In order for the sampling to be used in a more targeted manner, you need to reduce the Min shading rate to 1, and the Max subdivs to 4. This means that the Adaptive sampling will be focusing on antialiasing over GI and reflections. It will also fire far fewer samples. We can target the samples to where they are most needed.
Do a test render and make a note of the noisy areas. We'll go about updating in the order of materials, lights, and GI. Each problem needs to be tackled in turn, so we will start by looking at materials.
2) Increase Reflection Rays
The biggest problem is the fireflies on the LP covers, so locate both the LP cover materials in the Shader Tree. Set the Reflection Rays to 1024 in the material ref tag.
Next find the Nickel, Anisotropic Steel, and the Earcup materials and set their Reflection Rays to 256.
It will also help to increase the Reflection Subdivs of V-Ray Materials in the scene. To do this, we must first enable the Use Local Subdivs parameter in the DMC Sampler. To access this setting from the Shader Tree, select the Render. In the Properties, go to the V-Ray Main tab and expand the DMC Sampler rollout.
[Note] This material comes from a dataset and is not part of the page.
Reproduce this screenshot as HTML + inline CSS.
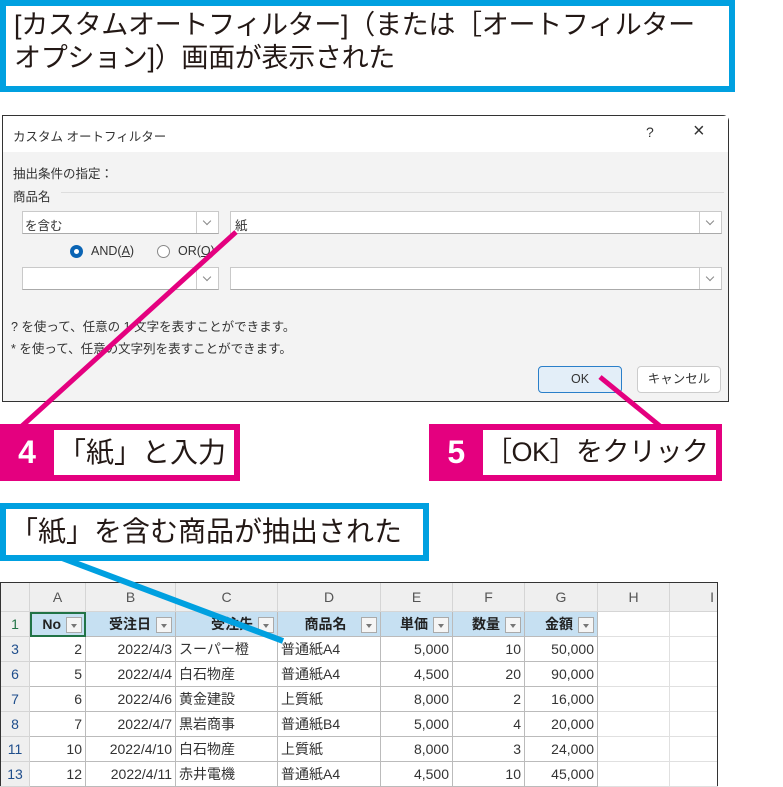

Once Use Local Subdivs has been enabled, select your V-Ray Material from the Shader Tree. You will find that the Reflection Subdivs parameter in the Reflection layer rollout can be edited now. Here, we have increased the default value of 8 to 16.
A test render should reveal that the LP covers are somewhat better but still need improving, and that the metals are still noisy. Since there has been no change in the metals, we can deduce that more reflection rays are not the answer; light samples are the cause of the problem.
3) Increase Light Samples
Select all the area lights in the scene. Then go the to V-Ray Light tab and enable Use V-Ray subdivs. Set the V-Ray Subdivs to 24 and render.
4) Final Material Tweaks
The wooden table is still a little noisy after increasing the samples in the lights, so this means it needs some additional reflection samples. Locate the Table Top material in the Shader Tree and increase the Reflection Rays to 256.
You will notice that there are still a few fireflies on the LP covers, so draw a Render Region in the top right of the frame. Increase the Reflection Rays on the LP cover materials to 8192. A test render should result in much cleaner results without the fireflies.
5) Clean up the DOF AA
There is a also a little noise in the DOF. This is a pure anti-aliasing problem. Draw a render region around the far earcup and return to the Adaptive Sampling settings to increase the Max subdivs to 12.
Do a test render and the results should now be clean.
6) Optimize the Global Illumination
The GI in this scene is not computationally expensive because we have four area lights providing most of the illumination. This means we do not need to use Brute Force for the first bounce. We can set Primary Engine to Irradiance Mapping, then choose the Medium preset from the Irradiance Map quality drop-down menu.
Reduce the number of Subdivs in the Light Cache, which is used for calculating the second bounce, to 500.
These changes should give a small speed improvement. Do a final test render. Note that the render is now both faster and cleaner than the original render which used the Adaptive sampler to brute force the sampling.
When render times are important, optimizing on a case-by-case basis (for each material, light, and for GI) will give cleaner and faster results.